I might have included all of Poe's works.
Douglas Preston and Lincoln Child: Relic, Crimson Shore
Relic is nothing less than a terrific, terrifying tour de force. Crimson Shore, intriguing for its setting, characters, and situation, is often more suspenseful than frightening, but it is also a fast read.
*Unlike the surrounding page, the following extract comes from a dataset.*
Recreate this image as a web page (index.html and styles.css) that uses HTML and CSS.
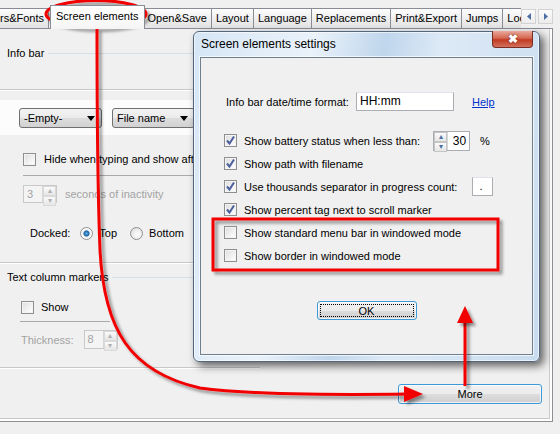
FILE: index.html
```html
<!DOCTYPE html>
<html lang="en">
<head>
  <meta charset="UTF-8">
  <title>Screen elements settings</title>
  <link rel="stylesheet" href="styles.css">
</head>
<body>

  <div class="tabbar">
    <div class="tabs">
      <div class="tab tab-cut"><span>Colors&amp;Fonts</span></div>
      <div class="tab active">Screen elements</div>
      <div class="tab">Open&amp;Save</div>
      <div class="tab">Layout</div>
      <div class="tab">Language</div>
      <div class="tab">Replacements</div>
      <div class="tab">Print&amp;Export</div>
      <div class="tab">Jumps</div>
      <div class="tab">Look</div>
    </div>
    <div class="tab-scroll">
      <span class="scroll-btn"><svg width="6" height="7" viewBox="0 0 6 7"><path d="M5 0 L1 3.5 L5 7 Z" fill="#4b6ea3"/></svg></span>
      <span class="scroll-btn"><svg width="6" height="7" viewBox="0 0 6 7"><path d="M1 0 L5 3.5 L1 7 Z" fill="#4b6ea3"/></svg></span>
    </div>
  </div>

  <div class="page">
    <div class="left">
      <div class="grp-head"><span>Info bar</span><i></i></div>
      <div class="rule"></div>
      <div class="band">
        <div class="combo">-Empty-<b></b></div>
        <div class="combo">File name<b></b></div>
      </div>
      <div class="row check-row">
        <span class="cb"></span>
        <span>Hide when typing and show after</span>
      </div>
      <div class="sep sep-a"></div>
      <div class="row spin-row">
        <span class="spin off"><em>3</em><span class="arrows"><span>&#9652;</span><span>&#9662;</span></span></span>
        <span class="dim">seconds of inactivity</span>
      </div>
      <div class="row radio-row">
        <span>Docked:</span>
        <span class="radio on"></span><span>Top</span>
        <span class="radio"></span><span>Bottom</span>
      </div>
      <div class="rule rule-b"></div>
      <div class="grp-head grp-b"><span>Text column markers</span><i></i></div>
      <div class="row show-row">
        <span class="cb"></span>
        <span>Show</span>
      </div>
      <div class="sep sep-b"></div>
      <div class="row thick-row">
        <span class="dim">Thickness:</span>
        <span class="spin off"><em>8</em><span class="arrows"><span>&#9652;</span><span>&#9662;</span></span></span>
      </div>
      <div class="rule rule-c"></div>
    </div>
    <div class="page-foot">
      <button class="btn more">More</button>
    </div>
  </div>

  <div class="dialog">
    <div class="dlg-title">Screen elements settings</div>
    <span class="close-btn">&#10006;</span>
    <div class="dlg-body">
      <div class="fmt-row">
        <label class="fmt-label">Info bar date/time format:</label>
        <span class="field fmt-field">HH:mm</span>
        <a class="help" href="#">Help</a>
      </div>

      <div class="opt first">
        <span class="cb checked"><svg width="11" height="11" viewBox="0 0 11 11"><path d="M2 5.5 L4.5 8.5 L9 1.5" fill="none" stroke="#4a5f9c" stroke-width="2"/></svg></span>
        <span>Show battery status when less than:</span>
        <span class="spin battery"><span class="arrows"><span>&#9652;</span><span>&#9662;</span></span><em>30</em></span>
        <span class="pct">%</span>
      </div>
      <div class="opt">
        <span class="cb checked"><svg width="11" height="11" viewBox="0 0 11 11"><path d="M2 5.5 L4.5 8.5 L9 1.5" fill="none" stroke="#4a5f9c" stroke-width="2"/></svg></span>
        <span>Show path with filename</span>
      </div>
      <div class="opt">
        <span class="cb checked"><svg width="11" height="11" viewBox="0 0 11 11"><path d="M2 5.5 L4.5 8.5 L9 1.5" fill="none" stroke="#4a5f9c" stroke-width="2"/></svg></span>
        <span>Use thousands separator in progress count:</span>
        <span class="field sep-field">.</span>
      </div>
      <div class="opt">
        <span class="cb checked"><svg width="11" height="11" viewBox="0 0 11 11"><path d="M2 5.5 L4.5 8.5 L9 1.5" fill="none" stroke="#4a5f9c" stroke-width="2"/></svg></span>
        <span>Show percent tag next to scroll marker</span>
      </div>
      <div class="opt">
        <span class="cb"></span>
        <span>Show standard menu bar in windowed mode</span>
      </div>
      <div class="opt">
        <span class="cb"></span>
        <span>Show border in windowed mode</span>
      </div>

      <div class="ok-row">
        <button class="btn ok">OK</button>
      </div>
    </div>
  </div>

  <svg class="marks" width="560" height="434" viewBox="0 0 560 434">
    <defs>
      <filter id="sh" x="-10%" y="-10%" width="130%" height="130%">
        <feDropShadow dx="3" dy="3" stdDeviation="1.5" flood-color="#000" flood-opacity="0.4"/>
      </filter>
    </defs>
    <g filter="url(#sh)" stroke="#f20000" fill="none" stroke-width="3">
      <ellipse cx="96" cy="14" rx="50" ry="13.5"/>
      <path d="M97 28 C97 120 98 200 100 250 C104 330 130 372 200 388 C250 395 330 395 408 394"/>
      <rect x="213" y="219" width="285" height="51"/>
      <path d="M465 386 L465 318"/>
    </g>
    <g filter="url(#sh)" fill="#f20000">
      <path d="M404 386 L423 394 L404 402 Z"/>
      <path d="M457 323 L465 306 L473 323 Z"/>
    </g>
  </svg>

</body>
</html>
```

FILE: styles.css
```css
body {
  margin: 0;
  width: 560px;
  height: 434px;
  overflow: hidden;
  position: relative;
  background-color: #f0f0f0;
  font-family: 'Liberation Sans', Arial, sans-serif;
  font-size: 11px;
  color: #000;
}

/* tab strip */

.tabbar {
  display: flex;
  width: 553px;
  height: 29px;
  background: linear-gradient(#898c95, #898c95) left bottom / 100% 1px no-repeat;
}

.tabs {
  display: flex;
  align-items: flex-end;
  width: 523px;
  height: 29px;
  overflow: hidden;
}

.tab {
  flex: none;
  height: 19px;
  line-height: 19px;
  padding: 0 4px;
  margin: 0 0 1px -1px;
  border: 1px solid #898c95;
  border-bottom: none;
  background: linear-gradient(#fdfdfd, #efefef 50%, #e2e2e2);
  white-space: nowrap;
}

.tab-cut {
  display: flex;
  justify-content: flex-end;
  width: 40px;
  overflow: hidden;
  margin-left: 0;
  border-left: none;
}

.tab.active {
  position: relative;
  z-index: 1;
  height: 23px;
  line-height: 21px;
  padding: 0 5px;
  margin: 0 -1px 0 1px;
  background: linear-gradient(#ffffff, #fbfbfb 60%, #f4f4f4);
}

.tab-scroll {
  display: flex;
  gap: 2px;
  margin-top: 9px;
}

.scroll-btn {
  display: flex;
  align-items: center;
  justify-content: center;
  width: 13px;
  height: 13px;
  border: 1px solid #d2d2d2;
  background: linear-gradient(#fbfbfb, #ececec);
}

/* page under the tabs */

.page {
  display: flex;
  flex-direction: column;
  width: 552px;
  height: 392px;
  border-right: 1px solid #8e9096;
  border-bottom: 1px solid #8e9096;
  box-shadow: inset -2px -2px 0 #fff, inset -3px -3px 0 #c9c9c9;
}

.left {
  display: flex;
  flex-direction: column;
  width: 260px;
}

.grp-head {
  display: flex;
  align-items: center;
  gap: 4px;
  height: 14px;
  margin-top: 17px;
  padding-left: 7px;
}

.grp-head i {
  flex: 1;
  border-top: 1px solid #d5dfe5;
}

.grp-b {
  margin-top: 6px;
}

.rule {
  margin-top: 29px;
  border-top: 1px solid #c9c9c9;
  border-bottom: 1px solid #fff;
}

.rule-b {
  margin-top: 21px;
}

.rule-c {
  margin-top: 18px;
}

.band {
  display: flex;
  gap: 10px;
  height: 35px;
  margin-top: 9px;
  padding: 8px 0 0 19px;
  box-sizing: border-box;
  background-color: #fcfcfc;
}

.combo {
  position: relative;
  width: 83px;
  height: 20px;
  line-height: 18px;
  padding-left: 4px;
  box-sizing: border-box;
  border: 1px solid #707070;
  border-radius: 3px;
  background: linear-gradient(#f3f3f3, #ebebeb 50%, #dddddd 51%, #d2d2d2);
}

.combo b {
  position: absolute;
  right: 6px;
  top: 7px;
  border-left: 4px solid transparent;
  border-right: 4px solid transparent;
  border-top: 5px solid #000;
}

.row {
  display: flex;
  align-items: center;
  white-space: nowrap;
}

.check-row {
  height: 16px;
  margin-top: 16px;
  padding-left: 23px;
  gap: 8px;
}

.sep {
  border-top: 1px solid #a9a9a9;
}

.sep-a {
  margin: 8px 0 0 23px;
}

.sep-b {
  width: 90px;
  margin: 6px 0 0 20px;
}

.spin-row {
  height: 18px;
  margin-top: 9px;
  padding-left: 23px;
  gap: 8px;
}

.radio-row {
  height: 16px;
  margin-top: 22px;
  padding-left: 30px;
}

.radio-row .radio {
  margin: 0 6px 0 10px;
}

.radio-row .radio + span + .radio {
  margin-left: 13px;
}

.show-row {
  height: 16px;
  margin-top: 15px;
  padding-left: 21px;
  gap: 7px;
}

.thick-row {
  height: 19px;
  margin-top: 8px;
  padding-left: 21px;
  gap: 6px;
}

.dim {
  color: #a3a3a3;
}

/* small controls */

.cb {
  flex: none;
  display: flex;
  align-items: center;
  justify-content: center;
  width: 11px;
  height: 11px;
  border: 1px solid #8f8f8f;
  background: linear-gradient(135deg, #dcdcdc, #f6f6f6 70%, #fff);
  box-shadow: inset 0 0 0 1px #f4f4f4;
}

.radio {
  flex: none;
  width: 11px;
  height: 11px;
  border: 1px solid #8f8f8f;
  border-radius: 50%;
  background: radial-gradient(circle at 60% 60%, #fff, #d8d8d8);
}

.radio.on {
  background: radial-gradient(circle, #66b6ec 0, #1862a6 2.5px, #eaeaea 3.5px, #ffffff 5px);
}

.spin {
  flex: none;
  display: flex;
  align-items: stretch;
  box-sizing: border-box;
  border: 1px solid #abadb3;
  background-color: #fff;
}

.spin em {
  flex: 1;
  font-style: normal;
  line-height: 16px;
  padding: 0 3px;
}

.spin .arrows {
  display: flex;
  flex-direction: column;
  width: 13px;
  border-left: 1px solid #d6d6d6;
}

.spin .arrows span {
  flex: 1;
  display: flex;
  align-items: center;
  justify-content: center;
  font-size: 8px;
  line-height: 1;
  color: #4b6ea3;
  background: linear-gradient(#fafafa, #e6e6e6);
  border: 1px solid #c5c5c5;
}

.spin.off {
  width: 34px;
  height: 18px;
  border-color: #c9c9c9;
  background-color: #f4f4f4;
  color: #a3a3a3;
}

.spin.off .arrows span {
  color: #b0b0b0;
  border-color: #dadada;
}

.thick-row .spin.off {
  height: 19px;
  margin-left: 4px;
}

.battery {
  width: 37px;
  height: 20px;
}

.battery .arrows {
  border-left: none;
  border-right: 1px solid #d6d6d6;
}

.battery em {
  text-align: right;
  line-height: 18px;
  font-size: 12px;
}

.field {
  display: inline-block;
  box-sizing: border-box;
  border: 1px solid #abadb3;
  border-top-color: #e2e3ea;
  background-color: #fff;
}

/* buttons */

.btn {
  font-family: 'Liberation Sans', Arial, sans-serif;
  font-size: 11px;
  color: #000;
  height: 20px;
  padding: 0;
  border: 1px solid #3c9ad8;
  border-radius: 3px;
  background: linear-gradient(#f2f2f2, #ebebeb 50%, #dddddd 51%, #cfcfcf);
  box-shadow: inset 0 0 0 1px rgba(255, 255, 255, 0.7);
}

.page-foot {
  display: flex;
  justify-content: flex-end;
  margin-top: 15px;
  padding-right: 10px;
}

.more {
  width: 144px;
}

.ok {
  width: 100px;
  height: 19px;
  outline: 1px dotted #000;
  outline-offset: -4px;
}

/* dialog */

.dialog {
  position: absolute;
  left: 193px;
  top: 31px;
  width: 347px;
  height: 331px;
  box-sizing: border-box;
  display: flex;
  flex-direction: column;
  padding: 0 6px 6px 6px;
  border: 1px solid #52677d;
  border-radius: 6px;
  background: linear-gradient(100deg, #d6e6f5 0%, #eaf2fa 30%, #bfd6ec 48%, #dde9f6 62%, #c8dcef 100%);
  box-shadow: 4px 4px 8px rgba(0, 0, 0, 0.6), inset 0 0 0 1px rgba(255, 255, 255, 0.6);
}

.dlg-title {
  height: 25px;
  line-height: 25px;
  padding-left: 1px;
  font-size: 12px;
}

.close-btn {
  position: absolute;
  right: 6px;
  top: -1px;
  width: 41px;
  height: 17px;
  box-sizing: border-box;
  display: flex;
  align-items: center;
  justify-content: center;
  border: 1px solid #7a2d22;
  border-top: none;
  border-radius: 0 0 4px 4px;
  background: linear-gradient(#e9a99c, #d4664f 45%, #c13a22 55%, #d3705c);
  color: #fff;
  font-size: 12px;
  font-weight: bold;
  text-shadow: 0 0 2px #6a1c10;
}

.dlg-body {
  flex: 1;
  display: flex;
  flex-direction: column;
  border: 1px solid #6f7f8e;
  background-color: #f0f0f0;
  box-shadow: 0 0 0 1px rgba(255, 255, 255, 0.7);
}

.fmt-row {
  display: flex;
  align-items: center;
  height: 19px;
  margin-top: 34px;
  padding-left: 25px;
}

.fmt-label {
  width: 130px;
}

.fmt-field {
  width: 98px;
  height: 19px;
  line-height: 17px;
  padding-left: 3px;
  font-size: 12px;
}

.help {
  margin-left: 18px;
  color: #0033cc;
}

.opt {
  display: flex;
  align-items: center;
  height: 23px;
  padding-left: 23px;
  gap: 7px;
  white-space: nowrap;
}

.opt.first {
  margin-top: 18px;
}

.opt .battery {
  margin-left: 6px;
}

.opt .pct {
  margin-left: 3px;
}

.sep-field {
  width: 21px;
  height: 19px;
  margin-left: 8px;
  line-height: 17px;
  padding-left: 6px;
}

.ok-row {
  display: flex;
  justify-content: center;
  margin-top: 34px;
}

/* red annotation layer */

.marks {
  position: absolute;
  left: 0;
  top: 0;
  pointer-events: none;
}
```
William Shakespeare: Titus Andronicus, Hamlet, King Lear
Critics are right: Titus Andronicus is certainly Shakespeare's worst play, but, hey, it's still Shakespeare (and it's truly horrific as well). Hamlet is unforgettable, and King Lear is part horrifying, part terrifying, and entirely tragic.
Dan Simmons: Subterranean
This novel is simply harrowing.
Craig Spector and John Skipp: The Light at the End
A Barlow-type creature of the night seems to have somehow slipped his way between the covers of John Godey's (Morton Freedgood's) 1973 thriller The Taking of Pelham 123. It's good fun, amid the splatter of blood and gore.
Bram Stoker: “The Judge's House,” “The Burial of the Rats,” “Dracula's Guest”
All of these short stories show, in miniature, the mastery of both writing and horror that are later exhibited more fully in Dracula.
Rabindranath Tagore: “The Hungry Stones”
At first, puzzling, Tagore's exotic tale is finally downright spooky.
Mark Twain: “Mrs. McWilliams and the Lightning,” “Mrs. McWilliams and the Burglar Alarm,” “The Invalid's Story”
No, Mark Twain (Samuel Langhorne Clemens) is not a horror writer, but he could have been!
H. G. Wells: “The Cone,” “The Red Room”
If you never fully appreciated Wells's artistry, both of these stories will show you that the man was the equivalent of an impressionistic painter who used words, instead of brushes, on pages, rather than on canvases. Wells is a true master!
Oscar Wilde: The Picture of Dorian Gray
Wilde's novel, like so many others, is far better than the movie adaptations of it. Everything complements everything else: plot, characters, setting, theme, and tone.
William Butler Yeats: “Leda and the Swan,” “The Second Coming”
More suggestive than definitive, Yeats's poems are often intimations of terror that escapes even his mastery of the language; his poems haunt their readers--haunt them and, maybe, change them. (You have been warned!)